Home NLP Capabilities with Watson NLP Library for Embed
Post
Cancel

NLP Capabilities with Watson NLP Library for Embed

What are the basics of NLP? What are the specific NLP capabilities that can be achieved with Watson NLP Library for Embed? Find out more in this blog.

In a recent blog posts I explained the capability to deploy NLP tasks as containers, focusing on how to deploy to various container runtimes Since then I’ve learnt a lot about the basics of NLP, the specific capabilities of Watson NLP for Embed, and how to find and run samples from IBM.

NLP Basics

NLP is a field which combines maths, linguistics and computer science. The goal is to get computers to do useful things with natural language data, for example classification, translation, summarization or assisted writing. Approaches to NLP have evolved over the decades, from simple rules to machine learning to deep learning/neural networks or even the latest transformer (aka large language) models.

For some NLP tasks, it may be sufficient to use a pre-trained model. For increased accuracy, algorithms can often be trained with domain specific data, which usually requires some data preparation.

Watson NLP Basics

Watson NLP Library for Embed has an capabilities for all these tasks. It has primitives to help with data preparation, pre-trained models, and algorithms which can be custom trained.

For pre-trained models, IBM has taken special care about the data to train the models. This includes the quality of the data, the data provenance, and its intellectual property.

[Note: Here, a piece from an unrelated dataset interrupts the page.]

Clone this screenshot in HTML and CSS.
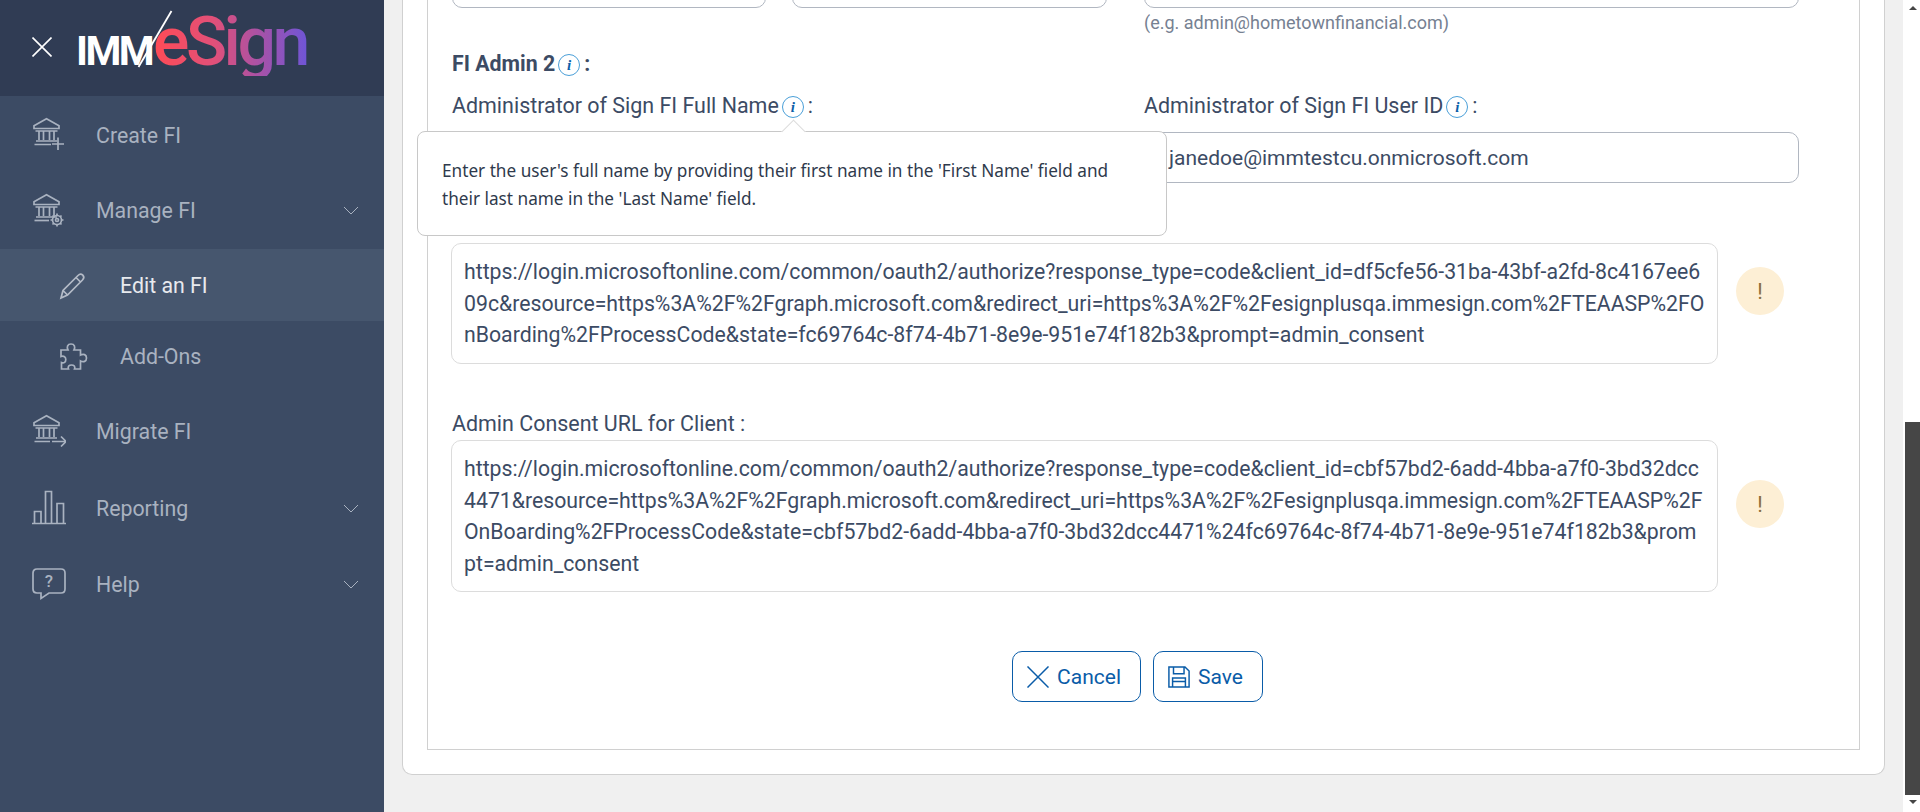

This means that unlike some models in open-source NLP frameworks, you can can use IBM pre-trained models without worrying about license or intellectual property infringements.

For both pre-trained models and algorithms that must be trained with custom data, there may be a choice based on the four major NLP approaches:

  • Rule-based - no training data required, very accurate, fast runtime inference
  • Classic statistical ML algorithms - medium quality, fast runtime inference
  • Deep-learning algorithms - high quality but data hungry, medium runtime inference
  • Transformer-based algorithms - highest quality, slowest runtime inference

I won’t go into detail, but the approaches above include algorithms such as SVM, CNN, BilSTM and BERT.

NLPArchitecture

NLP Primitives

These are powered by IBM’s Izumo which addresses common NLP tasks:

  • Language identification - Support for 69 languages
  • Sentence detection & Tokenization - Often the first step in NLP processing is to take a document and split it into words, sentences and tokens (words, numbers and punctuation).
  • Lemmatization - Reduce a given word to its root word, taking into account that many similar words have essentially the same meaning.
  • Part of Speech Tagging - Takes raw text and returns annotations (POS tags) such as noun, verb, adjective, plural noun, past-tense verb etc.
  • Dependency Parsing - Determine the relationships between phrases in the sentence.
  • Expanded Shallow Speech Parsing - Finding the set of grammar rules and their sequence that generated a sentence.

Rule-based Techniques

System-T is short for System Text, also known as RBR (rule-based runtime). It provides a query language which can be used to configure a rule based model to extract target mentions from text. For example, using a text corpus about nature, you might define a label ‘ANIMAL’ with keywords ‘cat’ and ‘dog’. The extraction algorithm has many operators to build complex rules. For example, dictionaries enable matching based on lemmas, so if you set a keyword ‘mouse’, the algorithm would also match for ‘mice’.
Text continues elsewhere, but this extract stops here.